One of the components of the vessels in IH, whatever its site—skin, placenta, liver, breast, or salivary gland—is the pericytic cells. This is a consistent finding, which seems to be related to the progressive maturation of the endothelial cells and formation of small vessels. Hence, IH appears to contain two types of vasoformative cells undergoing divergent differentiation in an organoid vascular pattern, which probably reproduce large villous vessels rather than placental capillaries. An unusual condition associating both cells is present in the placenta, namely chorioangiomatosis.¹⁰ This should be distinguished from chorioangiosis and chorioangioma, which are related but different lesions. Chorioangiomatosis is characterised by increased numbers of vessels in the villi, which are made up of endothelial and smooth muscle pericytic cells, presenting as focal, segmental, and/or diffuse multifocal subgroups. Chorioangioma is associated with an increased risk of extreme prematurity, congenital malformations, intrauterine growth retardation, delayed villous maturation, avascular villi, and placentomegaly. Placental chorioangiosis is not associated with smooth muscle pericytic cells.
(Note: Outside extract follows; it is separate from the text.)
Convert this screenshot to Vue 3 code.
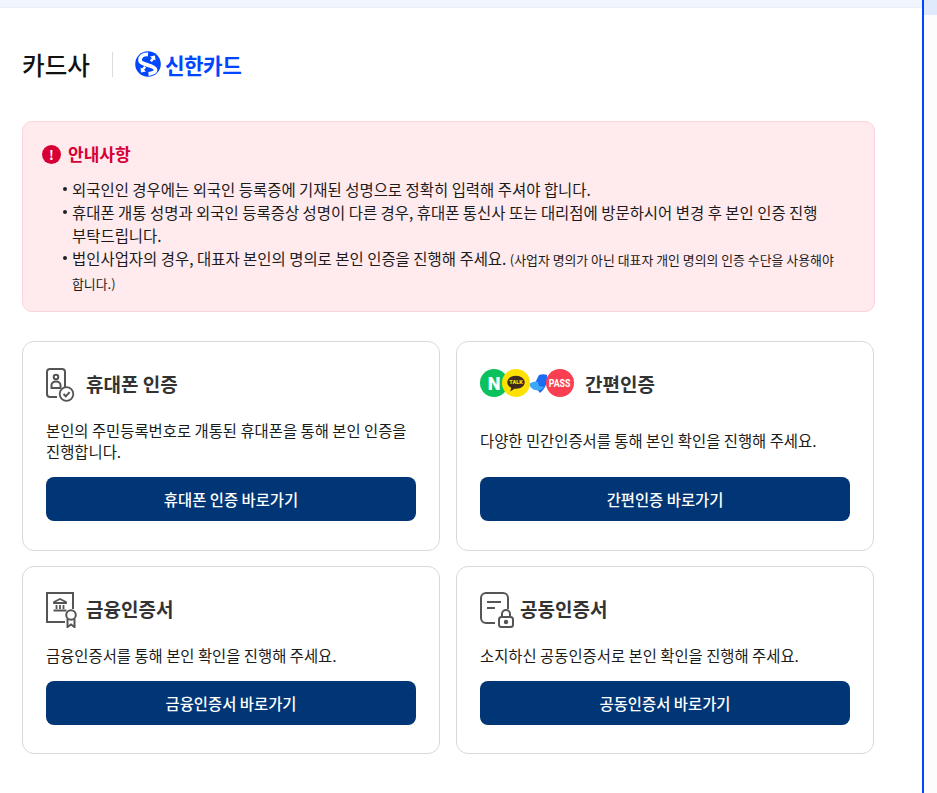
<template>
  <div class="page">
    <main class="main">
      <div class="top-band"></div>
      <header class="head">
        <h1 class="head-title">카드사</h1>
        <span class="head-line"></span>
        <div class="brand">
          <svg class="brand-mark" viewBox="0 0 26 26">
            <circle cx="13" cy="13" r="12.800" fill="#0046ff" />
            <path d="M13 3.500C8 3 5 5.500 5 9c0 5.500 14.500 4.500 15.500 9.500.3 2-2 4-7 4.500" fill="none" stroke="#fff" stroke-width="3.800" />
            <path d="M15 5.500l5-1 .5 5-1.600-1-2 2.500-2-1.500 2-2.500z" fill="#fff" />
            <path d="M15 5.500l5-1 .5 5-1.600-1-2 2.500-2-1.500 2-2.500z" fill="#fff" transform="rotate(180 13 13)" />
          </svg>
          <span class="brand-name">신한카드</span>
        </div>
      </header>

      <section class="notice">
        <div class="notice-title">
          <span class="notice-mark">!</span>
          <span>안내사항</span>
        </div>
        <ul class="notice-list">
          <li>외국인인 경우에는 외국인 등록증에 기재된 성명으로 정확히 입력해 주셔야 합니다.</li>
          <li>휴대폰 개통 성명과 외국인 등록증상 성명이 다른 경우, 휴대폰 통신사 또는 대리점에 방문하시어 변경 후 본인 인증 진행 부탁드립니다.</li>
          <li>법인사업자의 경우, 대표자 본인의 명의로 본인 인증을 진행해 주세요. <small>(사업자 명의가 아닌 대표자 개인 명의의 인증 수단을 사용해야 합니다.)</small></li>
        </ul>
      </section>

      <div class="cards">
        <article class="card tall">
          <div class="card-head">
            <svg class="icon" viewBox="0 0 34 36" fill="none" stroke="#555" stroke-width="2">
              <path d="M11 30H4a3 3 0 0 1-3-3V5a3 3 0 0 1 3-3h12a3 3 0 0 1 3 3v15" />
              <circle cx="10" cy="10" r="2.300" />
              <path d="M5.500 21v-3c0-2 2-3.500 4.500-3.500s4.500 1.500 4.500 3.500v3z" />
              <circle cx="20.500" cy="27" r="6.800" stroke-width="1.800" />
              <path d="M17.500 27l2.300 2.300 3.800-4.200" />
            </svg>
            <h2>휴대폰 인증</h2>
          </div>
          <p>본인의 주민등록번호로 개통된 휴대폰을 통해 본인 인증을 진행합니다.</p>
          <button class="go">휴대폰 인증 바로가기</button>
        </article>

        <article class="card tall">
          <div class="card-head">
            <div class="badges">
              <span class="badge naver">N</span>
              <span class="badge kakao">
                <svg viewBox="0 0 24 24"><path d="M12 4C6.500 4 2.500 7.200 2.500 11.200c0 2.600 1.700 4.800 4.300 6l-1 4 4.400-3c.6.100 1.200.1 1.800.1 5.500 0 9.500-3.200 9.500-7.100S17.500 4 12 4z" fill="#3c2a1e" /></svg>
                <b>TALK</b>
              </span>
              <span class="badge toss">
                <svg viewBox="0 0 28 28"><path d="M15 6c3-1 6-1 8 0 1 6-1 13-7 18l-6-8z" fill="#1a6cf5" /><path d="M5 15c3-2 6-3 9-2l1 4 5 1c-3 5-12 5-15-3z" fill="#3ea8f8" /></svg>
              </span>
              <span class="badge pass"><i>PASS</i></span>
            </div>
            <h2>간편인증</h2>
          </div>
          <p class="one-line">다양한 민간인증서를 통해 본인 확인을 진행해 주세요.</p>
          <button class="go">간편인증 바로가기</button>
        </article>

        <article class="card">
          <div class="card-head">
            <svg class="icon" viewBox="0 0 34 36" fill="none" stroke="#555" stroke-width="2">
              <path d="M19 30H1V1h26v16" />
              <path d="M8 10l6-3 6 3v1H8zM10.500 13v4M14 13v4M17.500 13v4M7.500 18.500h13" stroke-width="1.800" />
              <circle cx="25" cy="23" r="4.800" />
              <path d="M21.500 27v8l3.500-2.500 3.500 2.500v-8" />
            </svg>
            <h2>금융인증서</h2>
          </div>
          <p>금융인증서를 통해 본인 확인을 진행해 주세요.</p>
          <button class="go">금융인증서 바로가기</button>
        </article>

        <article class="card">
          <div class="card-head">
            <svg class="icon" viewBox="0 0 34 36" fill="none" stroke="#555" stroke-width="2">
              <path d="M15 31H6a5 5 0 0 1-5-5V6a5 5 0 0 1 5-5h17a5 5 0 0 1 5 5v11" />
              <path d="M7 10h14M7 16h8" />
              <rect x="19" y="25" width="14" height="10" rx="2.500" />
              <path d="M22 25v-3a4 4 0 0 1 8 0v3" />
              <circle cx="26" cy="30" r="1.200" fill="#555" />
            </svg>
            <h2>공동인증서</h2>
          </div>
          <p>소지하신 공동인증서로 본인 확인을 진행해 주세요.</p>
          <button class="go">공동인증서 바로가기</button>
        </article>
      </div>
    </main>
    <aside class="side">
      <div class="side-top"></div>
    </aside>
  </div>
</template>

<script setup>
</script>

<style scoped>
.page {
  display: flex;
  width: 937px;
  height: 793px;
  overflow: hidden;
  background: #fff;
  color: #111;
  font-family: "Noto Sans CJK KR", "Noto Sans", sans-serif;
}

.main {
  width: 922px;
  flex: none;
  box-sizing: border-box;
  padding: 0 47px 0 22px;
}

.top-band {
  height: 7px;
  margin: 0 -47px 0 -22px;
  background: #f1f5fd;
  border-bottom: 1px solid #eaeef5;
}

.head {
  display: flex;
  align-items: center;
  height: 26px;
  margin-top: 43px;
}

.head-title {
  margin: 0;
  font-size: 24.6px;
  font-weight: 500;
  color: #111;
}

.head-line {
  width: 1px;
  height: 25px;
  margin: 0 22px 0 22px;
  background: #dcdcdc;
}

.brand {
  display: flex;
  align-items: center;
  gap: 4px;
}

.brand-mark {
  width: 26px;
  height: 26px;
}

.brand-name {
  font-size: 21.3px;
  font-weight: 700;
  color: #0046ff;
  letter-spacing: -0.5px;
}

.notice {
  box-sizing: border-box;
  width: 853px;
  height: 191px;
  margin-top: 44px;
  padding: 20px 19px;
  background: #ffeaee;
  border: 1px solid #fbd3dc;
  border-radius: 10px;
}

.notice-title {
  display: flex;
  align-items: center;
  gap: 7px;
  font-size: 17px;
  font-weight: 700;
  line-height: 24px;
  color: #d70036;
}

.notice-mark {
  width: 19px;
  height: 19px;
  border-radius: 50%;
  background: #d70036;
  color: #fff;
  font-size: 13px;
  line-height: 19px;
  text-align: center;
}

.notice-list {
  margin: 12px 0 0;
  padding: 0 20px 0 30px;
  list-style: none;
  font-size: 15.46px;
  line-height: 23px;
  color: #1b1b1b;
  word-break: keep-all;
}

.notice-list li {
  position: relative;
}

.notice-list li::before {
  content: "";
  position: absolute;
  left: -9px;
  top: 9px;
  width: 4px;
  height: 4px;
  border-radius: 50%;
  background: #222;
}

.notice-list small {
  font-size: 12.9px;
}

.cards {
  display: grid;
  grid-template-columns: 418px 418px;
  gap: 15px 16px;
  margin-top: 29px;
}

.card {
  box-sizing: border-box;
  height: 188px;
  padding: 21px 23px 28px;
  display: flex;
  flex-direction: column;
  background: #fff;
  border: 1px solid #d9d9d9;
  border-radius: 12px;
}

.card.tall {
  height: 210px;
  padding-bottom: 29px;
}

.card-head {
  display: flex;
  align-items: center;
  gap: 6px;
  height: 40px;
}

.card-head h2 {
  margin: 0;
  font-size: 19px;
  font-weight: 700;
  color: #333;
}

.icon {
  width: 34px;
  height: 36px;
  margin-top: 4px;
  flex: none;
}

.badges {
  display: flex;
  align-items: center;
  margin-right: 5px;
}

.badge {
  position: relative;
  display: flex;
  align-items: center;
  justify-content: center;
  width: 28px;
  height: 28px;
  border-radius: 50%;
  margin-right: -6px;
  font-family: "Roboto", "Liberation Sans", sans-serif;
  font-weight: 700;
}

.badge.pass {
  margin-right: 0;
}

.naver {
  background: #0bc15c;
  color: #fff;
  font-size: 18px;
  font-weight: 900;
}

.kakao {
  z-index: 1;
  background: #fee100;
}

.kakao svg {
  position: absolute;
  width: 22px;
  height: 22px;
}

.kakao b {
  position: relative;
  top: -1px;
  font-size: 5.500px;
  color: #fee100;
}

.toss {
  background: #fff;
}

.toss svg {
  width: 28px;
  height: 28px;
}

.pass {
  background: #fb3f52;
  color: #fff;
  font-size: 11px;
}

.pass i {
  font-style: normal;
  transform: scaleX(0.8);
}

.card p {
  margin: 17px 0 0;
  font-size: 15.4px;
  line-height: 21px;
  color: #1b1b1b;
}

.card p.one-line {
  margin-top: 27px;
}

.go {
  height: 44px;
  margin-top: auto;
  border: 0;
  border-radius: 8px;
  background: #003675;
  color: #fff;
  font-family: inherit;
  font-size: 15.4px;
  font-weight: 500;
}

.side {
  width: 15px;
  flex: none;
  background: #fcfcfd;
  border-left: 2px solid #0046ff;
}

.side-top {
  height: 15px;
  background: #dfeafc;
}
</style>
“The association of multifocal infantile haemangioma with Beckwith-Wiedemann syndrome, coupled with data from the literature, points to the IGF2 gene and its product as the possible underlying molecular alteration in the genesis of this tumour”
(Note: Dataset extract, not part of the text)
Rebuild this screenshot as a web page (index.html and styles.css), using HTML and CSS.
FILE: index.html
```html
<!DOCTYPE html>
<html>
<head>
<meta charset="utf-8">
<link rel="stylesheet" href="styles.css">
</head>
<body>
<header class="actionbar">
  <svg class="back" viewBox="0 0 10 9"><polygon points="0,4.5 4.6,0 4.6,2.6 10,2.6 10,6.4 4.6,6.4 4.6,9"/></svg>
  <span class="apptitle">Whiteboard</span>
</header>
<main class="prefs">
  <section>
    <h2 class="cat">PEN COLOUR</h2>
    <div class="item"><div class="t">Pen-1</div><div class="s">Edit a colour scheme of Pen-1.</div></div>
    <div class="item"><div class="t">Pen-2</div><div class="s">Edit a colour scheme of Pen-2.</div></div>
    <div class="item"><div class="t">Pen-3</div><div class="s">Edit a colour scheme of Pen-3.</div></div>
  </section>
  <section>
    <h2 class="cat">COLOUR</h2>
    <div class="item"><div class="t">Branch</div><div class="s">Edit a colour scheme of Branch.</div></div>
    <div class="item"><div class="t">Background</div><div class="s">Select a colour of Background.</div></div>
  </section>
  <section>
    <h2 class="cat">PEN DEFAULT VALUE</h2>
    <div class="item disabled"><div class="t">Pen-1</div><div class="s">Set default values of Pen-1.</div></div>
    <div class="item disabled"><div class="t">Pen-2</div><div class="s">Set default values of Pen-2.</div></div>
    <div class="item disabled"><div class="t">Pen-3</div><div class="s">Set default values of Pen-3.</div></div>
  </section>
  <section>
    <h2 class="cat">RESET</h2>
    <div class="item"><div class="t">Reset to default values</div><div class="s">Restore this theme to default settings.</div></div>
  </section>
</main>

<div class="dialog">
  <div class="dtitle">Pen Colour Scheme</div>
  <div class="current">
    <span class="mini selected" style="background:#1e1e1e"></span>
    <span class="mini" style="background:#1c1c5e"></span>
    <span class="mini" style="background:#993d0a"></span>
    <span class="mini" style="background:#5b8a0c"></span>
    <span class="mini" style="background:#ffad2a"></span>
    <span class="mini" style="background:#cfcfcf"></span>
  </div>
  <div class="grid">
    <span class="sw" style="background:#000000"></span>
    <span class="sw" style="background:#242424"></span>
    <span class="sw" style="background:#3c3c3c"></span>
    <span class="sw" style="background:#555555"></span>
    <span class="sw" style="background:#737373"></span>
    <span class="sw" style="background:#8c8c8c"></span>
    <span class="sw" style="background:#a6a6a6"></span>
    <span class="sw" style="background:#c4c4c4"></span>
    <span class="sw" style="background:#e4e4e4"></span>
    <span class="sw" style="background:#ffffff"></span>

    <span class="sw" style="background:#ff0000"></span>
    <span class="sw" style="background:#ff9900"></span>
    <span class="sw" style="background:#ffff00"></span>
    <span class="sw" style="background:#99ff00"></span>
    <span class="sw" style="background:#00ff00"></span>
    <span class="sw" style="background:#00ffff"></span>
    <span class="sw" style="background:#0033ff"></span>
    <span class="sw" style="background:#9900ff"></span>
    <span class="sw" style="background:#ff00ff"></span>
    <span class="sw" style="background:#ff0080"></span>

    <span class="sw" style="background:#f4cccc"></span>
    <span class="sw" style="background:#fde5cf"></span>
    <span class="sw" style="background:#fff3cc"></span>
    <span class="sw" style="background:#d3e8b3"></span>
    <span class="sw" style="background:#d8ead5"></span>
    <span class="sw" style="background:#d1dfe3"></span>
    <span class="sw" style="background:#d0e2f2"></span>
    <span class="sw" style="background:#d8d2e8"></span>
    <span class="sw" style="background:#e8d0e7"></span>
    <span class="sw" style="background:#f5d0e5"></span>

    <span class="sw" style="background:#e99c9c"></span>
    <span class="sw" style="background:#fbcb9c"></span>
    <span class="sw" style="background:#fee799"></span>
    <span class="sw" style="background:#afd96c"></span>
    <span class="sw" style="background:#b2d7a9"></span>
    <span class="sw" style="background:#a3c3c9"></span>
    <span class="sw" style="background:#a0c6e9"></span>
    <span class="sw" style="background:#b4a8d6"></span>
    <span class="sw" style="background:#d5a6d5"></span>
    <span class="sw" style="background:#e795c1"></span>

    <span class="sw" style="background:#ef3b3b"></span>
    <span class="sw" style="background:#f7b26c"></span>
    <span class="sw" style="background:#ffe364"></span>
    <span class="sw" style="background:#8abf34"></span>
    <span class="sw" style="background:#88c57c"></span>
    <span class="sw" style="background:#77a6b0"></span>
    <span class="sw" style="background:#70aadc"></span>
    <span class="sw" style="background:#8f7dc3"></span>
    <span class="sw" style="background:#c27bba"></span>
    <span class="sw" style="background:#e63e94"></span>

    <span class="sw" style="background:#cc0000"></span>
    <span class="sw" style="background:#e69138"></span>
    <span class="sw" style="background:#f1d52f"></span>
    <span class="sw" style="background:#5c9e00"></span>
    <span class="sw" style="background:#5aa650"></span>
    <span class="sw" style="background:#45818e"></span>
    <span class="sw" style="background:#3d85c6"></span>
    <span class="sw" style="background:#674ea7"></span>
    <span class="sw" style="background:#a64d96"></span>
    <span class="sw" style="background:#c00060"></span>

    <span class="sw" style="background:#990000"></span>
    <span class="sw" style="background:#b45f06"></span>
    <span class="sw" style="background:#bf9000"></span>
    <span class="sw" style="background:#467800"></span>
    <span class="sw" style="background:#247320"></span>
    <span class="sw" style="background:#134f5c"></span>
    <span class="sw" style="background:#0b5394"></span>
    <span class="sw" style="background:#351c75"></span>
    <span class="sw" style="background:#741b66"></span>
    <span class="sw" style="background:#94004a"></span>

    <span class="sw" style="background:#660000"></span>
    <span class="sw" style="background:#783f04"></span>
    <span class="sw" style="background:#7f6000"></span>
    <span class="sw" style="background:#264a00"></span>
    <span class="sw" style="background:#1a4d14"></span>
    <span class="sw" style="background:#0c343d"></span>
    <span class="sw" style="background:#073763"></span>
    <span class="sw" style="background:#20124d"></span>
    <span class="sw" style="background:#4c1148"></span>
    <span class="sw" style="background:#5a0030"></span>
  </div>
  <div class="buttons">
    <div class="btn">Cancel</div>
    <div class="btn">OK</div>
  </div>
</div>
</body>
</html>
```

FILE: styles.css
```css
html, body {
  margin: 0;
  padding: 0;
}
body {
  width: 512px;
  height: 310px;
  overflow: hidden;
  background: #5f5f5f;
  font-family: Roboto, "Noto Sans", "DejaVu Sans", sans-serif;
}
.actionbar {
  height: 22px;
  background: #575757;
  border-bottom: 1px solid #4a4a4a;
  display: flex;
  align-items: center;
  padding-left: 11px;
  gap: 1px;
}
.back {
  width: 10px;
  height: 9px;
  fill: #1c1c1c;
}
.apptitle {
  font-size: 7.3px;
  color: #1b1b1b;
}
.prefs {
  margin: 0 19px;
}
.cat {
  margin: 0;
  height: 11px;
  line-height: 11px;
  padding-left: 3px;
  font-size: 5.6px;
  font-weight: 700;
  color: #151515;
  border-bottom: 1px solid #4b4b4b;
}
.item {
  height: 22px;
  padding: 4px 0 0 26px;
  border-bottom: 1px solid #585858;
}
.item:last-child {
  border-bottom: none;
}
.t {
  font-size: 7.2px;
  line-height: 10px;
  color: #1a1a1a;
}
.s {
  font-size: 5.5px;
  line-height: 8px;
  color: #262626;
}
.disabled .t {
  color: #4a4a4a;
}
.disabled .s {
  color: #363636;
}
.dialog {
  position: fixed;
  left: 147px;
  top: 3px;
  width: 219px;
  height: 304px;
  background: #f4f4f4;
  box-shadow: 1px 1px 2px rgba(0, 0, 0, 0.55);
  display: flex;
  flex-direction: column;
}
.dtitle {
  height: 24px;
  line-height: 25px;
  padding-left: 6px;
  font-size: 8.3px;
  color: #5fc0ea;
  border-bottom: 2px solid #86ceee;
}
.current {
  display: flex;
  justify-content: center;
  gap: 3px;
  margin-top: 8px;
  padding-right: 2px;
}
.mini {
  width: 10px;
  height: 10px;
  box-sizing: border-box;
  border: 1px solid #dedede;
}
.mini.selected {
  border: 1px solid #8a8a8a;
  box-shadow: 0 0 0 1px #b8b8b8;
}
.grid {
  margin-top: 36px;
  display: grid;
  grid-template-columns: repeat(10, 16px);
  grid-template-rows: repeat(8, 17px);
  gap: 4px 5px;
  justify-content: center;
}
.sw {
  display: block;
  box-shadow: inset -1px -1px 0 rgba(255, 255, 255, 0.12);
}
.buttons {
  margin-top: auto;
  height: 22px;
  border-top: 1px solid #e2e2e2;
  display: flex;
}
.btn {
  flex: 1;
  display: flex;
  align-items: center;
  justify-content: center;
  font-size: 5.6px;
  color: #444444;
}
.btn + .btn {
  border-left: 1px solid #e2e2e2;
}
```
Multiple chorioangiomas and multiple Glut1 positive liver IH, as found in our cases of Beckwith-Wiedemann syndrome,^3,4 may be a key to the genetic changes related to the development of this tumour. In this sense, insulin growth factor 2 (IGF2) could be the link. Upregulation of the IGF2 gene (at 11p15), either directly or indirectly, appears to be related to the overgrowth tumours presenting in the syndrome.¹¹ In addition, Ritter and colleagues¹² have recently reported greatly increased expression of IGF2 mRNA and protein in the proliferative phase of IH, suggesting that IGF2 could be a regulator of haemangioma proliferation, particularly in view of its known mitogenic and apoptosis supressor activities.
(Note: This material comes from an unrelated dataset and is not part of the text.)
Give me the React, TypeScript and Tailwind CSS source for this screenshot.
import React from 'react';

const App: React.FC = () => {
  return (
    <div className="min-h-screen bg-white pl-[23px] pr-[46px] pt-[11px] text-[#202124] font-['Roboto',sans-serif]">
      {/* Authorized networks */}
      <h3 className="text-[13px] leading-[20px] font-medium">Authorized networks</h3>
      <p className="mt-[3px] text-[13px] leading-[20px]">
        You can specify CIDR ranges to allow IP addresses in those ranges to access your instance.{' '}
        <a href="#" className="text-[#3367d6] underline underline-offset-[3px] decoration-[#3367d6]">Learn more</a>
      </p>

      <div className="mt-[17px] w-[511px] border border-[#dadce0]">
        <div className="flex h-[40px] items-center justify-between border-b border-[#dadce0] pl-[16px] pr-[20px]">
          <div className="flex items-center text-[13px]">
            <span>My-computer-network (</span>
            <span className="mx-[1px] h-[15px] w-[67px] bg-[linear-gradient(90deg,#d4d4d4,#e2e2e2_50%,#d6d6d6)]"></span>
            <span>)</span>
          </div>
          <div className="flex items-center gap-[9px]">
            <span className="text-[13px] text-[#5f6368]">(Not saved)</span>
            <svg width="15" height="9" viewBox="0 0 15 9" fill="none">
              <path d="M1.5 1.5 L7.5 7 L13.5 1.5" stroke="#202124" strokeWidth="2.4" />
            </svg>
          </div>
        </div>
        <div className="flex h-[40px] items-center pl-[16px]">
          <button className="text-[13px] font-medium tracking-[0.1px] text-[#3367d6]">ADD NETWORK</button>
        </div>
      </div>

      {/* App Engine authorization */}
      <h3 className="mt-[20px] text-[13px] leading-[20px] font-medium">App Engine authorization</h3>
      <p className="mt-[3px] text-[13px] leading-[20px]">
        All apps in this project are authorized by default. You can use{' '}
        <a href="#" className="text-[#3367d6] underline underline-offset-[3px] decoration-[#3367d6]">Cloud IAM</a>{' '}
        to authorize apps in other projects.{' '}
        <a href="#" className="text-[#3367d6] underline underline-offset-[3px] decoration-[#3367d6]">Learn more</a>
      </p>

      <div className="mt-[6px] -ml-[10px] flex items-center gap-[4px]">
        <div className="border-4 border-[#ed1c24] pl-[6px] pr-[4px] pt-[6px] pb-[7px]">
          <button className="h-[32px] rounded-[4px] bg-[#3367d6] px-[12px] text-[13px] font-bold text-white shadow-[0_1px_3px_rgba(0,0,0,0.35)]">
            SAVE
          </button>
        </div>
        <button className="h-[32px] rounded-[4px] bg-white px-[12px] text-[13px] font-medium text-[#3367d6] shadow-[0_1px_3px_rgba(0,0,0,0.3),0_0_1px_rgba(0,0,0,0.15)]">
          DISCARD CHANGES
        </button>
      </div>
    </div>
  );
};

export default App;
Two recently recognised types of congenital haemangioma, known as non-involuting congenital haemangioma and rapidly involuting congenital haemangioma, are different from the Glut1 positive IH of the skin. All the cases reported in this paper belong to the latter type.^13,14

In summary, IH is made up of a combined proliferation of Glut1 positive endothelial cells and α smooth muscle actin positive pericytic cells, and represents a peculiar entity. IH can present at sites other than the originally recognised skin localisation, often reproducing the vessels of placental chorioangiomatosis and small arterioles of the placental villi. The association of multifocal IH with Beckwith-Wiedemann syndrome, coupled with data from the literature, points to the IGF2 gene and its product, the IGF2 protein, as the possible underlying molecular alteration in the genesis of this tumour.